INFORMATION SUPPLIED.
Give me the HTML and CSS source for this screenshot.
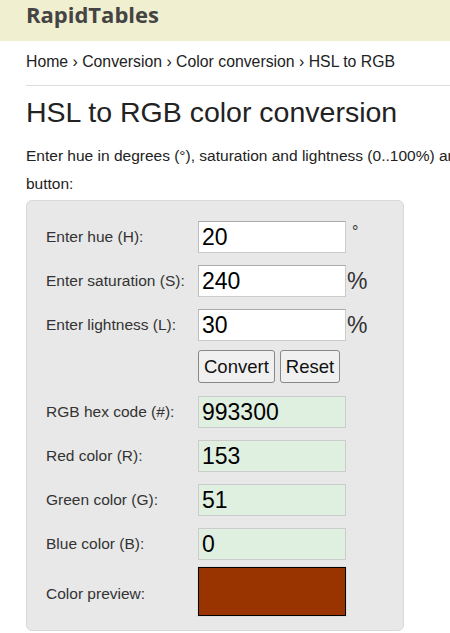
FILE: index.html
```html
<!DOCTYPE html>
<html lang="en">
<head>
  <meta charset="UTF-8">
  <meta name="viewport" content="width=device-width, initial-scale=1.0">
  <title>HSL to RGB color conversion</title>
  <link rel="stylesheet" href="styles.css">
</head>
<body>
  <div class="header">
    <span class="logo">RapidTables</span>
  </div>

  <div class="main">
    <div class="breadcrumb">Home &rsaquo; Conversion &rsaquo; Color conversion &rsaquo; HSL to RGB</div>
    <h1>HSL to RGB color conversion</h1>
    <p class="intro">Enter hue in degrees (&deg;), saturation and lightness (0..100%) and press the Convert<br>button:</p>

    <!-- Converter form -->
    <form class="calc" onsubmit="return false">
      <label for="hue">Enter hue (H):</label>
      <input type="text" id="hue" class="field" value="20">
      <span class="unit deg">&deg;</span>

      <label for="sat">Enter saturation (S):</label>
      <input type="text" id="sat" class="field" value="240">
      <span class="unit">%</span>

      <label for="light">Enter lightness (L):</label>
      <input type="text" id="light" class="field" value="30">
      <span class="unit">%</span>

      <span></span>
      <div class="buttons">
        <button type="button">Convert</button>
        <button type="reset">Reset</button>
      </div>
      <span></span>

      <label for="hex">RGB hex code (#):</label>
      <input type="text" id="hex" class="field out" value="993300" readonly>
      <span></span>

      <label for="red">Red color (R):</label>
      <input type="text" id="red" class="field out" value="153" readonly>
      <span></span>

      <label for="green">Green color (G):</label>
      <input type="text" id="green" class="field out" value="51" readonly>
      <span></span>

      <label for="blue">Blue color (B):</label>
      <input type="text" id="blue" class="field out" value="0" readonly>
      <span></span>

      <label>Color preview:</label>
      <div class="preview"></div>
      <span></span>
    </form>
  </div>
</body>
</html>
```

FILE: styles.css
```css
body {
  margin: 0;
  font-family: Arial, "Liberation Sans", sans-serif;
  color: #222;
  background-color: #fff;
  overflow: hidden;
}
.header {
  background-color: #f0efd0;
  height: 41px;
  padding-left: 26px;
}
.logo {
  display: block;
  font-family: "Open Sans", sans-serif;
  font-weight: bold;
  font-size: 22px;
  line-height: 29px;
  color: #444;
}
.main {
  padding-left: 26px;
  overflow: hidden;
}
.breadcrumb {
  font-size: 15.8px;
  line-height: 18px;
  color: #222;
  padding: 12px 0 14px;
  border-bottom: 1px solid #ddd;
}
h1 {
  font-weight: normal;
  font-size: 28.5px;
  line-height: 33px;
  color: #222;
  margin: 10px 0 13px;
}
.intro {
  font-size: 15.5px;
  line-height: 28px;
  white-space: nowrap;
  margin: 0 0 2px;
}
.calc {
  width: 357px;
  background-color: #e8e8e8;
  border: 1px solid #d8d8d8;
  border-radius: 6px;
  padding: 20px 0 14px 19px;
  display: grid;
  grid-template-columns: 152px 148px auto;
  row-gap: 12px;
  align-items: center;
}
label {
  font-size: 15.5px;
  color: #333;
  white-space: nowrap;
}
.field {
  box-sizing: border-box;
  width: 148px;
  height: 32px;
  margin: 0;
  padding: 0 3px;
  font-family: Arial, "Liberation Sans", sans-serif;
  font-size: 23px;
  color: #000;
  background-color: #fff;
  border: 1px solid #ccc;
  border-top-color: #aaa;
  border-left-color: #bbb;
}
.out {
  background-color: #e0f0e0;
  border: 1px solid #ccc;
}
.unit {
  font-size: 23px;
  color: #333;
  padding-left: 1px;
}
.deg {
  font-size: 16px;
  padding: 2px 0 0 6px;
  align-self: start;
}
.buttons {
  display: flex;
  gap: 5px;
  margin: -3px 0 1px;
}
button {
  font-family: Arial, "Liberation Sans", sans-serif;
  font-size: 18.5px;
  color: #111;
  height: 33px;
  padding: 0 5px;
  background-color: #f0f0f0;
  border: 1px solid #888;
  border-radius: 3px;
}
.preview {
  box-sizing: border-box;
  width: 148px;
  height: 49px;
  background-color: #993300;
  border: 1px solid #000;
  outline: 1px solid #ddd;
  margin-top: -5px;
}
```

GIVEN PROBLEM. Exactly as written, return every line of the listing, but not the pictures.

WORKED SOLUTION.
Give me the HTML and CSS source for this screenshot.
FILE: index.html
```html
<!DOCTYPE html>
<html lang="en">
<head>
  <meta charset="UTF-8">
  <meta name="viewport" content="width=device-width, initial-scale=1.0">
  <title>HSL to RGB color conversion</title>
  <link rel="stylesheet" href="styles.css">
</head>
<body>
  <div class="header">
    <span class="logo">RapidTables</span>
  </div>

  <div class="main">
    <div class="breadcrumb">Home &rsaquo; Conversion &rsaquo; Color conversion &rsaquo; HSL to RGB</div>
    <h1>HSL to RGB color conversion</h1>
    <p class="intro">Enter hue in degrees (&deg;), saturation and lightness (0..100%) and press the Convert<br>button:</p>

    <!-- Converter form -->
    <form class="calc" onsubmit="return false">
      <label for="hue">Enter hue (H):</label>
      <input type="text" id="hue" class="field" value="20">
      <span class="unit deg">&deg;</span>

      <label for="sat">Enter saturation (S):</label>
      <input type="text" id="sat" class="field" value="240">
      <span class="unit">%</span>

      <label for="light">Enter lightness (L):</label>
      <input type="text" id="light" class="field" value="30">
      <span class="unit">%</span>

      <span></span>
      <div class="buttons">
        <button type="button">Convert</button>
        <button type="reset">Reset</button>
      </div>
      <span></span>

      <label for="hex">RGB hex code (#):</label>
      <input type="text" id="hex" class="field out" value="993300" readonly>
      <span></span>

      <label for="red">Red color (R):</label>
      <input type="text" id="red" class="field out" value="153" readonly>
      <span></span>

      <label for="green">Green color (G):</label>
      <input type="text" id="green" class="field out" value="51" readonly>
      <span></span>

      <label for="blue">Blue color (B):</label>
      <input type="text" id="blue" class="field out" value="0" readonly>
      <span></span>

      <label>Color preview:</label>
      <div class="preview"></div>
      <span></span>
    </form>
  </div>
</body>
</html>
```

FILE: styles.css
```css
body {
  margin: 0;
  font-family: Arial, "Liberation Sans", sans-serif;
  color: #222;
  background-color: #fff;
  overflow: hidden;
}
.header {
  background-color: #f0efd0;
  height: 41px;
  padding-left: 26px;
}
.logo {
  display: block;
  font-family: "Open Sans", sans-serif;
  font-weight: bold;
  font-size: 22px;
  line-height: 29px;
  color: #444;
}
.main {
  padding-left: 26px;
  overflow: hidden;
}
.breadcrumb {
  font-size: 15.8px;
  line-height: 18px;
  color: #222;
  padding: 12px 0 14px;
  border-bottom: 1px solid #ddd;
}
h1 {
  font-weight: normal;
  font-size: 28.5px;
  line-height: 33px;
  color: #222;
  margin: 10px 0 13px;
}
.intro {
  font-size: 15.5px;
  line-height: 28px;
  white-space: nowrap;
  margin: 0 0 2px;
}
.calc {
  width: 357px;
  background-color: #e8e8e8;
  border: 1px solid #d8d8d8;
  border-radius: 6px;
  padding: 20px 0 14px 19px;
  display: grid;
  grid-template-columns: 152px 148px auto;
  row-gap: 12px;
  align-items: center;
}
label {
  font-size: 15.5px;
  color: #333;
  white-space: nowrap;
}
.field {
  box-sizing: border-box;
  width: 148px;
  height: 32px;
  margin: 0;
  padding: 0 3px;
  font-family: Arial, "Liberation Sans", sans-serif;
  font-size: 23px;
  color: #000;
  background-color: #fff;
  border: 1px solid #ccc;
  border-top-color: #aaa;
  border-left-color: #bbb;
}
.out {
  background-color: #e0f0e0;
  border: 1px solid #ccc;
}
.unit {
  font-size: 23px;
  color: #333;
  padding-left: 1px;
}
.deg {
  font-size: 16px;
  padding: 2px 0 0 6px;
  align-self: start;
}
.buttons {
  display: flex;
  gap: 5px;
  margin: -3px 0 1px;
}
button {
  font-family: Arial, "Liberation Sans", sans-serif;
  font-size: 18.5px;
  color: #111;
  height: 33px;
  padding: 0 5px;
  background-color: #f0f0f0;
  border: 1px solid #888;
  border-radius: 3px;
}
.preview {
  box-sizing: border-box;
  width: 148px;
  height: 49px;
  background-color: #993300;
  border: 1px solid #000;
  outline: 1px solid #ddd;
  margin-top: -5px;
}
```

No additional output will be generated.